"Was könnte an mit einer kritischen Kulturinvention am Berliner Mercedesplatz alles thematisieren, wenn es um die Frage von Recht auf Stadt und Mieten geht in Berlin geht? Schließlich ist es das Zentrum jeder kapitalistischen Spreecity, die dafür sorgt, dass Menschen mit kleinen und auch mit mittleren Einkommen sich oft eine Wohnung zumindest in bestimmten Stadtteilen von Berlin nicht mehr leisten können. Sie müssen dann in die Randstadtteile oder gleich nach Brandenburg ausweichen.
Reaktionäre Ökoromantik
Und dann propagiert das neueste Kulturprojekt von De La Hengt gerade diese Flucht auf Land. Das sah dann ganz konkret so aus, dass da ein gläsernes Boot an der Spreeanlagestelle vor dem Mercedes-Platz anlegte. Am Ufer standen ca. 50 Menschen, sie winkten dem Boot zu und hatten Schilder in der Hand, auf denen stand: "Wir haben Platz" etc. Auf einer Empore stand in einen roten Mantel gekleidet Bernadette de la Hengst mit Gitarre und trällerte einen Song mit eher belanglosen Text. Gruseliger war das ökoromantische Geschwätz des Mannes im Boot, der das Publikum auffordete, mit ihm aufs Land zu kommen. Dabei bediente er eine reaktionäre Gegenüberstellung der gefrässigen, gierigen Stadt versus dem guten Landleben, wo mensch die Erde noch selber spürt.
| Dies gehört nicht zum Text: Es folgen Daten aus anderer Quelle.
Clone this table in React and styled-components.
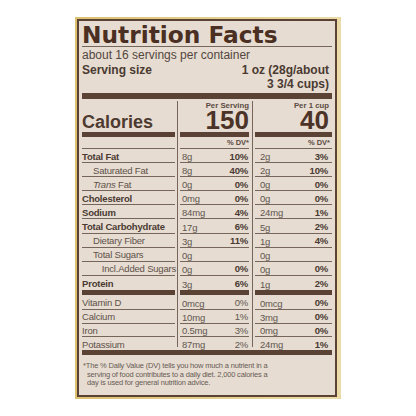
import React from "react"
import styled, { createGlobalStyle } from "styled-components"

const GlobalStyle = createGlobalStyle`
    body {
        margin: 0;
        background: #ffffff;
        font-family: "Liberation Sans", Arial, sans-serif;
    }
`

const brown = "#5a4234"
const rule = "#76655b"

const Page = styled.div`
    width: 416px;
    height: 416px;
    display: flex;
    align-items: center;
    justify-content: center;
`

const Frame = styled.div`
    width: 266px;
    height: 382px;
    box-sizing: border-box;
    padding: 2px 4px 2px 2px;
    background: linear-gradient(90deg, #dcc171, #ecdba8);
`

const Label = styled.div`
    height: 100%;
    box-sizing: border-box;
    border: 2px solid ${brown};
    background: #e6dcd1;
    padding: 0 3px;
    color: #4a3a31;
`

const Title = styled.h1`
    margin: 2px 0 0;
    font-family: "DejaVu Sans", sans-serif;
    font-weight: bold;
    font-size: 23.3px;
    line-height: 23px;
    color: #4a2f22;
    border-bottom: 1px solid ${rule};
`

const Servings = styled.div`
    margin-top: 2px;
    font-size: 12px;
    line-height: 13px;
    color: #54473f;
`

const ServingSize = styled.div`
    margin-top: 1px;
    display: flex;
    justify-content: space-between;
    font-size: 12px;
    font-weight: bold;
    line-height: 14px;
    padding-right: 3px;
`

const ServingAmount = styled.div`
    text-align: right;
`

const Bar = styled.div`
    height: ${p => p.$h}px;
    margin-top: ${p => p.$mt || 0}px;
    background: ${brown};
`

const Table = styled.div`
    display: grid;
    grid-template-columns: 93px 5px 69px 6px 77px;
`

const Divider = styled.div`
    grid-column: ${p => p.$col};
    grid-row: 1 / span 16;
    justify-self: center;
    width: 1px;
    margin: 2px 0 3px;
    background: ${rule};
`

const Cell = styled.div`
    grid-column: ${p => p.$col};
    box-sizing: border-box;
    height: ${p => p.$h}px;
    border-bottom: ${p => (p.$rule === "thick" ? `5px solid ${brown}` : p.$rule === "thin" ? `1px solid ${rule}` : "none")};
`

const NameCell = styled(Cell)`
    display: flex;
    align-items: center;
    padding-top: 1px;
    padding-left: ${p => (p.$indent || 0) * 11}px;
    font-size: 9.5px;
    line-height: 11px;
    letter-spacing: -0.2px;
    white-space: nowrap;
    font-weight: ${p => (p.$bold ? "bold" : "normal")};
    color: ${p => (p.$bold ? "#4a3a31" : "#605149")};
`

const ValueCell = styled(Cell)`
    display: flex;
    justify-content: space-between;
    align-items: center;
    padding: 1px ${p => (p.$col === 5 ? "4px 0 5px" : "1px 0 2px")};
    font-size: 9.5px;
    line-height: 11px;
    letter-spacing: -0.2px;
    white-space: nowrap;
`

const Amount = styled.span`
    color: #625650;
    padding-top: 1px;
`

const Percent = styled.span`
    font-weight: ${p => (p.$light ? "normal" : "bold")};
    color: ${p => (p.$light ? "#625650" : "#4a3a31")};
`

const CaloriesName = styled(Cell)`
    display: flex;
    align-items: flex-end;
    padding-bottom: 1px;
    font-size: 18px;
    line-height: 18px;
    font-weight: bold;
    color: #4d3a30;
`

const CaloriesValue = styled(Cell)`
    display: flex;
    flex-direction: column;
    justify-content: flex-end;
    align-items: flex-end;
    padding-bottom: 1px;
    padding-right: ${p => (p.$col === 5 ? 3 : 0)}px;
`

const Per = styled.div`
    font-size: 7.8px;
    line-height: 8px;
    font-weight: bold;
    color: #5a4b43;
`

const Big = styled.div`
    font-size: 26px;
    line-height: 21px;
    font-weight: bold;
    color: #4b3328;
`

const DvCell = styled(Cell)`
    display: flex;
    justify-content: flex-end;
    align-items: center;
    padding-right: ${p => (p.$col === 5 ? 2 : 0)}px;
    font-size: 7.5px;
    font-weight: bold;
    color: #5a4b43;
`

const Footnote = styled.p`
    margin: 7px 0 0;
    padding-left: 5px;
    text-indent: -4px;
    font-size: 7.5px;
    line-height: 8.7px;
    letter-spacing: -0.18px;
    white-space: nowrap;
    color: #675b55;
`

const nutrients = [
    { name: "Total Fat", bold: true, a: ["8g", "10%"], b: ["2g", "3%"] },
    { name: "Saturated Fat", indent: 1, a: ["8g", "40%"], b: ["2g", "10%"] },
    { name: <><i>Trans</i>&nbsp;Fat</>, indent: 1, a: ["0g", "0%"], b: ["0g", "0%"] },
    { name: "Cholesterol", bold: true, a: ["0mg", "0%"], b: ["0g", "0%"] },
    { name: "Sodium", bold: true, a: ["84mg", "4%"], b: ["24mg", "1%"] },
    { name: "Total Carbohydrate", bold: true, a: ["17g", "6%"], b: ["5g", "2%"] },
    { name: "Dietary Fiber", indent: 1, a: ["3g", "11%"], b: ["1g", "4%"] },
    { name: "Total Sugars", indent: 1, a: ["0g", ""], b: ["0g", ""] },
    { name: "Incl.Added Sugars", indent: 1.8, a: ["0g", "0%"], b: ["0g", "0%"] },
    { name: "Protein", bold: true, a: ["3g", "6%"], b: ["1g", "2%"], h: 19.6, rule: "thick" },
]

const vitamins = [
    { name: "Vitamin D", a: ["0mcg", "0%"], b: ["0mcg", "0%"], h: 14.7 },
    { name: "Calcium", a: ["10mg", "1%"], b: ["3mg", "0%"] },
    { name: "Iron", a: ["0.5mg", "3%"], b: ["0mg", "0%"] },
    { name: "Potassium", a: ["87mg", "2%"], b: ["24mg", "1%"], rule: "none" },
]

const Row = ({ item, h, rule, lightA }) => (
    <>
        <NameCell $col={1} $h={h} $rule={rule} $bold={item.bold} $indent={item.indent}>
            {item.name}
        </NameCell>
        <ValueCell $col={3} $h={h} $rule={rule}>
            <Amount>{item.a[0]}</Amount>
            <Percent $light={lightA}>{item.a[1]}</Percent>
        </ValueCell>
        <ValueCell $col={5} $h={h} $rule={rule}>
            <Amount>{item.b[0]}</Amount>
            <Percent>{item.b[1]}</Percent>
        </ValueCell>
    </>
)

export default function App() {
    return (
        <Page>
            <GlobalStyle />
            <Frame>
                <Label>
                    <Title>Nutrition Facts</Title>
                    <Servings>about 16 servings per container</Servings>
                    <ServingSize>
                        <span>Serving size</span>
                        <ServingAmount>
                            1 oz (28g/about
                            <br />
                            3 3/4 cups)
                        </ServingAmount>
                    </ServingSize>
                    <Bar $h={6} $mt={2} />
                    <Table>
                        <Divider $col={2} />
                        <Divider $col={4} />

                        <CaloriesName $col={1} $h={38} $rule="thick">Calories</CaloriesName>
                        <CaloriesValue $col={3} $h={38} $rule="thick">
                            <Per>Per Serving</Per>
                            <Big>150</Big>
                        </CaloriesValue>
                        <CaloriesValue $col={5} $h={38} $rule="thick">
                            <Per>Per 1 cup</Per>
                            <Big>40</Big>
                        </CaloriesValue>

                        <Cell $col={1} $h={12} $rule="thin" />
                        <DvCell $col={3} $h={12} $rule="thin">% DV*</DvCell>
                        <DvCell $col={5} $h={12} $rule="thin">% DV*</DvCell>

                        {nutrients.map((n, i) => (
                            <Row key={i} item={n} h={n.h || 14.1} rule={n.rule || "thin"} />
                        ))}
                        {vitamins.map((v, i) => (
                            <Row key={i} item={v} h={v.h || 13.4} rule={v.rule || "thin"} lightA />
                        ))}
                    </Table>
                    <Bar $h={4.5} />
                    <Footnote>
                        *The % Daily Value (DV) tells you how much a nutrient in a
                        <br />
                        serving of food contributes to a daily diet. 2,000 calories a
                        <br />
                        day is used for general nutrition advice.
                    </Footnote>
                </Label>
            </Frame>
        </Page>
    )
}
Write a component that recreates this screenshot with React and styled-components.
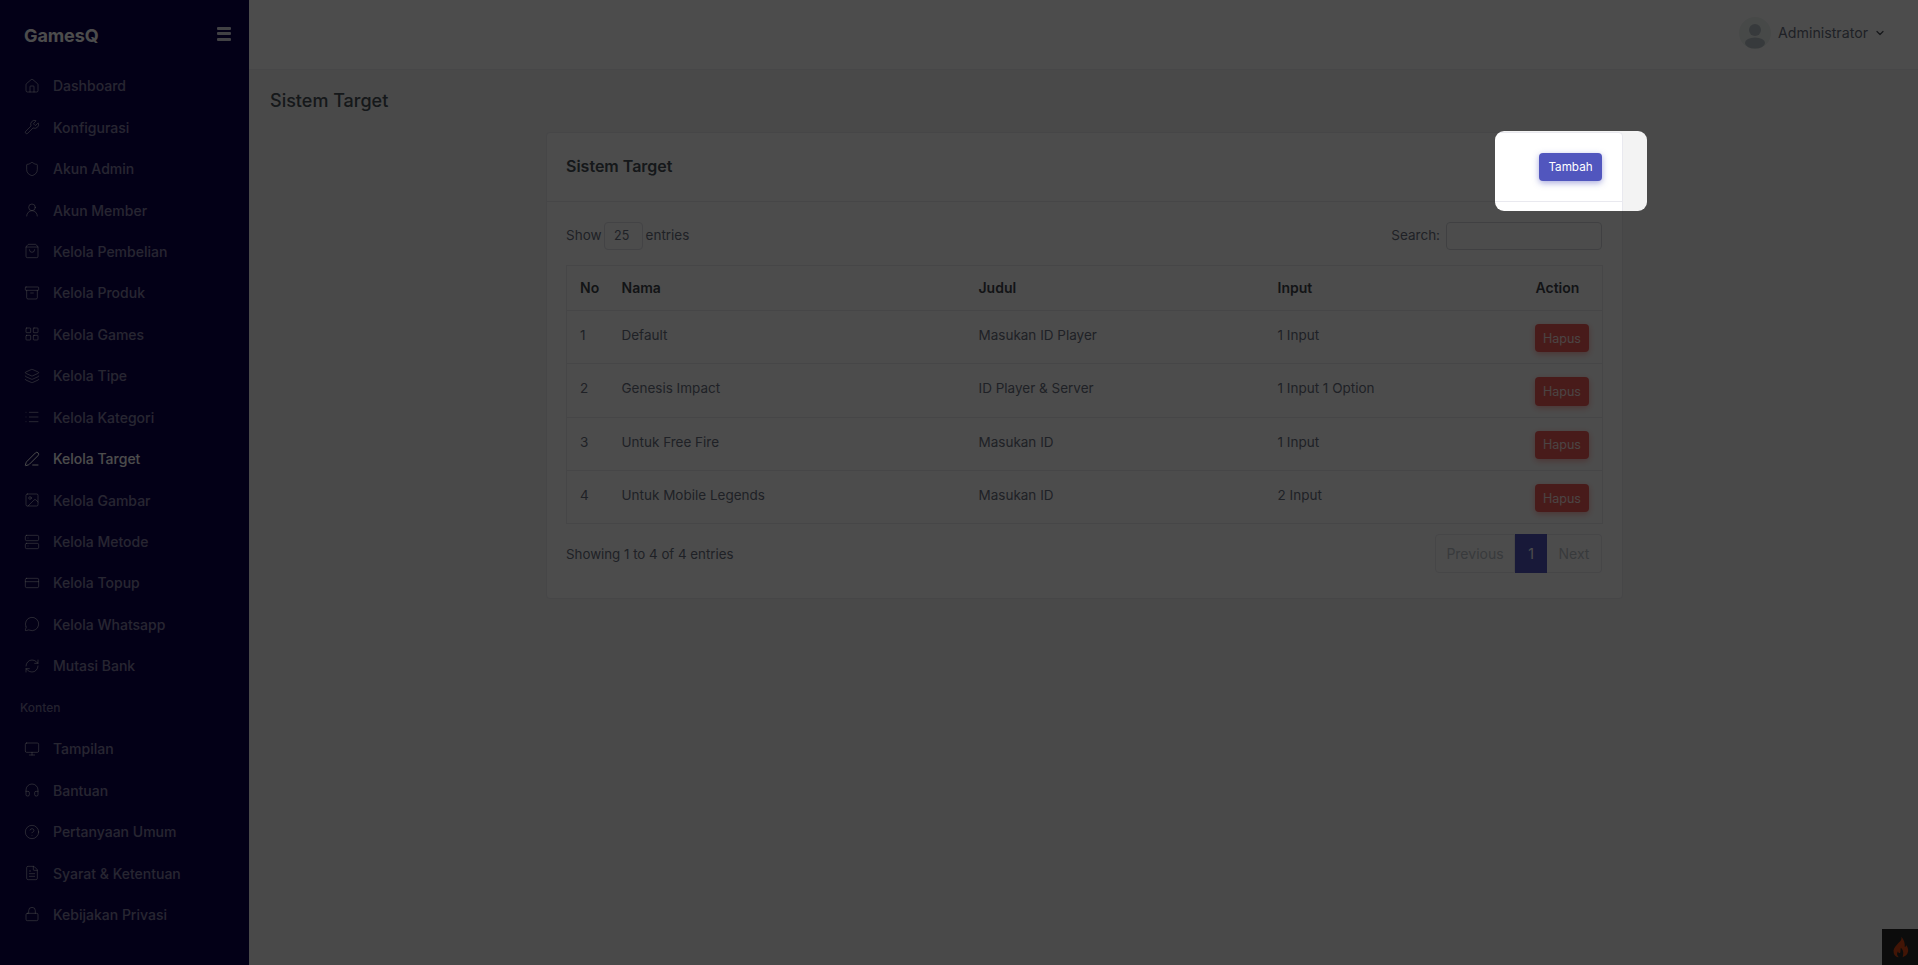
import React from "react";
import styled, { createGlobalStyle } from "styled-components";
import {
  House, Wrench, Shield, UserRound, ShoppingBag, Archive, LayoutGrid, Layers, List, PenLine,
  Image, Server, CreditCard, MessageCircle, RefreshCw, Monitor, Headphones, CircleHelp, FileText, Lock, ChevronDown,
} from "lucide-react";

const Global = createGlobalStyle`
  html, body { margin: 0; padding: 0; height: 100%; overflow: hidden; }
  body { font-family: Inter, "Liberation Sans", sans-serif; background: #f3f3f3; color: #495057; }
  * { box-sizing: border-box; }
`;

const Page = styled.div`
  display: flex;
  width: 1918px;
  height: 965px;
`;

const Sidebar = styled.aside`
  flex: 0 0 249px;
  background: #0a004d;
  display: flex;
  flex-direction: column;
`;

const Brand = styled.div`
  height: 65px;
  padding: 5px 18px 0 24px;
  display: flex;
  align-items: center;
  justify-content: space-between;
`;

const Logo = styled.span`
  font-size: 18px;
  font-weight: 700;
  color: #fff;
  letter-spacing: -0.1px;
`;

const Burger = styled.span`
  display: flex;
  flex-direction: column;
  gap: 2.5px;
  width: 14px;
  margin-top: -3px;
  & > i { display: block; height: 3px; background: #fff; border-radius: 1px; opacity: .85; }
`;

const Nav = styled.nav`
  display: flex;
  flex-direction: column;
`;

const NavItem = styled.a`
  height: 41.45px;
  padding-left: 24px;
  display: flex;
  align-items: center;
  gap: 13px;
  font-size: 14px;
  font-weight: 500;
  color: ${(p) => (p.$active ? "#fff" : "rgba(255,255,255,.5)")};
  & svg { flex: none; width: 16px; height: 16px; stroke-width: 1.5; }
`;

const NavHeading = styled.div`
  height: 41.45px;
  padding-left: 20px;
  display: flex;
  align-items: center;
  font-size: 12px;
  font-weight: 500;
  color: rgba(255,255,255,.45);
`;

const Main = styled.main`
  flex: 1;
  min-width: 0;
  display: flex;
  flex-direction: column;
`;

const Topbar = styled.header`
  height: 70px;
  background: #fff;
  border-bottom: 1px solid #eeeef2;
  display: flex;
  align-items: center;
  justify-content: flex-end;
  padding: 0 32px 4px 0;
`;

const UserMenu = styled.div`
  display: flex;
  align-items: center;
  font-size: 14.2px;
  color: #6a7080;
  & > svg:last-child { margin-left: 6px; width: 12px; height: 12px; stroke-width: 2.5; color: #495057; }
`;

const Avatar = styled.svg`
  width: 32px;
  height: 32px;
  margin-right: 7.5px;
`;

const Content = styled.div`
  flex: 1;
  padding: 18px 22px 0 24px;
`;

const PageTitle = styled.h1`
  margin: 0 0 19px -3px;
  height: 25px;
  line-height: 25px;
  font-size: 18px;
  font-weight: 500;
  color: #495057;
`;

const Card = styled.section`
  width: 1077px;
  margin: 0 auto;
  height: 467px;
  background: #fff;
  border: 1px solid #e9e9ef;
  border-radius: 4px;
`;

const CardHead = styled.div`
  height: 69px;
  padding: 0 20px 0 19px;
  border-bottom: 1px solid #e9e9ef;
  display: flex;
  align-items: center;
  justify-content: space-between;
`;

const CardTitle = styled.h2`
  margin: 0 0 2px;
  font-size: 16px;
  font-weight: 600;
  color: #495057;
`;

const Primary = styled.button`
  width: 63px;
  height: 28px;
  padding: 0;
  border: 0;
  border-radius: 4px;
  background: #5156be;
  color: #fff;
  font: 400 11.7px Inter, sans-serif;
  box-shadow: 0 2px 6px rgba(81,86,190,.5);
`;

const CardBody = styled.div`
  padding: 20px 20px 0 19px;
`;

const Tools = styled.div`
  display: flex;
  justify-content: space-between;
  align-items: flex-start;
  height: 28px;
  margin-bottom: 14.5px;
  font-size: 13.5px;
  color: #6a7080;
`;

const ToolGroup = styled.label`
  display: flex;
  align-items: flex-start;
  line-height: 26px;
  gap: ${(p) => p.$gap}px;
`;

const SelectBox = styled.span`
  width: 39px;
  height: 28px;
  padding-left: 9px;
  border: 1px solid #dfe0e6;
  border-radius: 4px;
  display: flex;
  align-items: center;
  font-size: 12.5px;
`;

const SearchBox = styled.span`
  display: block;
  width: 156px;
  height: 28px;
  margin-left: 2px;
  border: 1px solid #d5d6dd;
  border-radius: 4px;
`;

const Table = styled.table`
  width: 1036px;
  table-layout: fixed;
  border-collapse: collapse;
  border: 1px solid #e9e9ef;
  font-size: 13.5px;
`;

const Th = styled.th`
  height: 45.4px;
  padding: 0 0 0 13px;
  text-align: left;
  font-weight: 600;
  font-size: 14px;
  color: #3f454b;
  border-bottom: 1px solid #e9e9ef;
`;

const Td = styled.td`
  padding: 13px 0 0 13px;
  height: 53.4px;
  line-height: 22px;
  vertical-align: top;
  color: #6a7080;
  border-bottom: 1px solid #e9e9ef;
`;

const Danger = styled.button`
  display: block;
  width: 54px;
  height: 28.4px;
  margin-left: -0.5px;
  padding: 0;
  border: 0;
  border-radius: 4px;
  background: #f05c58;
  color: rgba(255,255,255,.85);
  font: 400 12.5px Inter, sans-serif;
  box-shadow: 0 2px 6px rgba(253,98,94,.5);
`;

const Foot = styled.div`
  display: flex;
  justify-content: space-between;
  align-items: center;
  margin-top: 9.5px;
  font-size: 13.3px;
  color: #6a7080;
`;

const FootNote = styled.span`
  padding-top: 2px;
`;

const Pager = styled.div`
  display: flex;
  height: 39px;
`;

const PageLink = styled.span`
  display: flex;
  align-items: center;
  justify-content: center;
  width: ${(p) => p.$w}px;
  font-size: 14px;
  color: ${(p) => (p.$active ? "#fff" : "#bcc3ca")};
  background: ${(p) => (p.$active ? "#5156be" : "#fff")};
  border: 1px solid ${(p) => (p.$active ? "#5156be" : "#e9e9ef")};
  border-left-width: ${(p) => (p.$first ? 1 : 0)}px;
  border-right-width: ${(p) => (p.$active ? 0 : 1)}px;
  border-radius: ${(p) => (p.$first ? "4px 0 0 4px" : p.$last ? "0 4px 4px 0" : "0")};
`;

const Spotlight = styled.div`
  position: fixed;
  left: 1495px;
  top: 131px;
  width: 152px;
  height: 80px;
  border-radius: 9px;
  box-shadow: 0 0 0 3000px rgba(0,0,0,.7);
  z-index: 20;
`;

const DebugTab = styled.div`
  position: fixed;
  right: 0;
  bottom: 0;
  width: 36px;
  height: 36px;
  background: #2a2a2a;
  display: flex;
  align-items: center;
  justify-content: center;
  z-index: 10;
`;

const nav1 = [
  [House, "Dashboard"], [Wrench, "Konfigurasi"], [Shield, "Akun Admin"], [UserRound, "Akun Member"],
  [ShoppingBag, "Kelola Pembelian"], [Archive, "Kelola Produk"], [LayoutGrid, "Kelola Games"], [Layers, "Kelola Tipe"],
  [List, "Kelola Kategori"], [PenLine, "Kelola Target", true], [Image, "Kelola Gambar"], [Server, "Kelola Metode"],
  [CreditCard, "Kelola Topup"], [MessageCircle, "Kelola Whatsapp"], [RefreshCw, "Mutasi Bank"],
];
const nav2 = [
  [Monitor, "Tampilan"], [Headphones, "Bantuan"], [CircleHelp, "Pertanyaan Umum"], [FileText, "Syarat & Ketentuan"], [Lock, "Kebijakan Privasi"],
];
const rows = [
  ["1", "Default", "Masukan ID Player", "1 Input"],
  ["2", "Genesis Impact", "ID Player & Server", "1 Input 1 Option"],
  ["3", "Untuk Free Fire", "Masukan ID", "1 Input"],
  ["4", "Untuk Mobile Legends", "Masukan ID", "2 Input"],
];

const Item = ({ icon: Icon, label, active }) => (
  <NavItem $active={active}><Icon />{label}</NavItem>
);

export default function App() {
  return (
    <Page>
      <Global />
      <Sidebar>
        <Brand>
          <Logo>GamesQ</Logo>
          <Burger><i /><i /><i /></Burger>
        </Brand>
        <Nav>
          {nav1.map(([I, l, a]) => <Item key={l} icon={I} label={l} active={a} />)}
          <NavHeading>Konten</NavHeading>
          {nav2.map(([I, l]) => <Item key={l} icon={I} label={l} />)}
        </Nav>
      </Sidebar>
      <Main>
        <Topbar>
          <UserMenu>
            <Avatar viewBox="0 0 32 32">
              <circle cx="16" cy="16" r="16" fill="#eef3f1" />
              <circle cx="16" cy="13" r="6" fill="#b8c1c8" />
              <ellipse cx="16" cy="26" rx="10" ry="5.5" fill="#b8c1c8" />
            </Avatar>
            Administrator
            <ChevronDown />
          </UserMenu>
        </Topbar>
        <Content>
          <PageTitle>Sistem Target</PageTitle>
          <Card>
            <CardHead>
              <CardTitle>Sistem Target</CardTitle>
              <Primary>Tambah</Primary>
            </CardHead>
            <CardBody>
              <Tools>
                <ToolGroup $gap={2.5}>Show <SelectBox>25</SelectBox> entries</ToolGroup>
                <ToolGroup $gap={4}>Search: <SearchBox /></ToolGroup>
              </Tools>
              <Table>
                <colgroup>
                  <col width="42" /><col width="357" /><col width="299" /><col width="258" /><col width="80" />
                </colgroup>
                <thead>
                  <tr><Th>No</Th><Th>Nama</Th><Th>Judul</Th><Th>Input</Th><Th>Action</Th></tr>
                </thead>
                <tbody>
                  {rows.map((r) => (
                    <tr key={r[0]}>
                      {r.map((c, i) => <Td key={i}>{c}</Td>)}
                      <Td><Danger>Hapus</Danger></Td>
                    </tr>
                  ))}
                </tbody>
              </Table>
              <Foot>
                <FootNote>Showing 1 to 4 of 4 entries</FootNote>
                <Pager>
                  <PageLink $w={80} $first>Previous</PageLink>
                  <PageLink $w={32} $active>1</PageLink>
                  <PageLink $w={55} $last>Next</PageLink>
                </Pager>
              </Foot>
            </CardBody>
          </Card>
        </Content>
      </Main>
      <DebugTab>
        <svg width="17" height="22" viewBox="0 0 20 26">
          <path d="M11 1c1 4-2 6-5 9-3 3-5 6-4 10 .7 3 3 5 6 5-2-2-3-4-1-7 .5 2 1.500 2.500 2.500 2 1-2 0-4 1-6 2 2 4 5 2 11 3-1 6-3 6.500-7 .5-3-1-5-2-7-.5 1-1 2-2 2 .5-4-1-9-4-12z" fill="#dd4814" />
        </svg>
      </DebugTab>
      <Spotlight />
    </Page>
  );
}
Solche Stadt-Land Gegenüberstellungen gehörten zu den Theorieelementen vieler konservativer und rechter Gruppen schon in der Weimarer Republik. Auch sie feierten das einfache Landleben ab und stellen die angeblich verderbte Stadt gegenüber. Doch einige bei der Performance anwesenden Mieteraktivist*innen hatten noch eine andere Kritik. "Wir kämpfen dafür, in der Stadt wohnen zu bleiben, auch in den Kiezen, die die Immobilienwirtschaft im Visier haben, kritisierte eine Mieterin. Lobbyist*innen der Immobilienwirtschaft sagen uns immer, wenn ihr Euch die Mieten nicht mehr leisten können, könnt ihr ja aufs Land ziehen, sagte eine Mieterin. Daher skandierten sie kurz "Recht auf Stadt", Recht auf Stadt" in das Spektakel am Mercedesplatz. Es war eine kurze kapitalismuskritische Intervention. Ein großer Teil des Publikums schaute nur überrascht und indigniert. Übrigens fiel ansonsten bei der Performance das Wort Kapitalismus kein einziges Mal, und die Akteur*innen der Immobilienwirtschaft wurden nicht benannt. Und das im Schatten des Mercedeshochhauses im Favella-Stil, das noch im letzten Jahr berlinweit die höchsten Grundstückspreise aufwies. Zu Beginn der Parole-Pandemie blinkte dort der Schriftzug "Stay at Home" auch auf die vielen Wohnungslosen, die es in der Nähe gibt. Übrigens steht ein großer Teil dieses Towers leer. Recht auf Stadt würde auch heißen, wir gehen da rein, aber bestimmt nicht die Provinz. "Aufs Land da können uns auch nicht 10 Pferde hinbringen", sagte die Mieterin noch.